The whole performance is bizarre, to say the least. Given that a single Mexican lobster boat can haul in over 100 pounds of lobster per day, this surely wasn’t a win for ocean conservation (spiny pinto lobsters barely even register on the endangered species list, falling under the category of “least concern.”)
It also wasn’t a particularly effective marketing campaign for RentAHuman or the AI agent, as the number of likes that both Klawfman and Alvarez received on each post could, for the most part, be numbered on one claw.

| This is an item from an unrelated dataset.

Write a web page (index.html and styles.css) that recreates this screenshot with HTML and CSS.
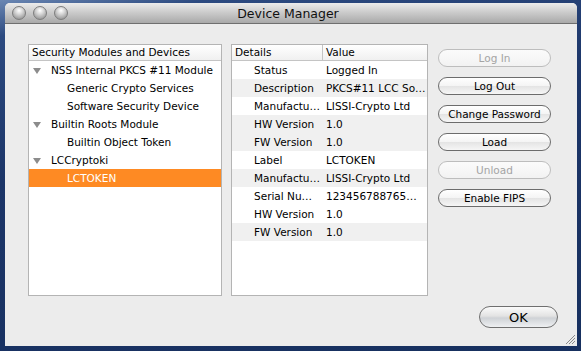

Other marketing jobs on RentAHuman seem equally pointless, like a $25 street promo for a cryptography startup, or a $5 job reviewing AI generated cartoons. And skimming the rest of the listings, it seems like a mix of chores that are clearly just a human trying to hire someone — “need someone to pick up some supplements for me and then come to my place in SoMa, San Francisco to do my laundry,” reads one — and coding-oriented tasks that the companies creating AI say it’s already pretty good at, like scraping sites and identifying bugs in new software.
Klawfman may not have been meant to demonstrate the potential of AI agents, but it still showed the tech’s limitations: the entire episode was clunky, confused, and way more complicated than it ever needed to be. As convoluted as the lobster release was, we’re left asking the same question as every other AI agent stunt: so what?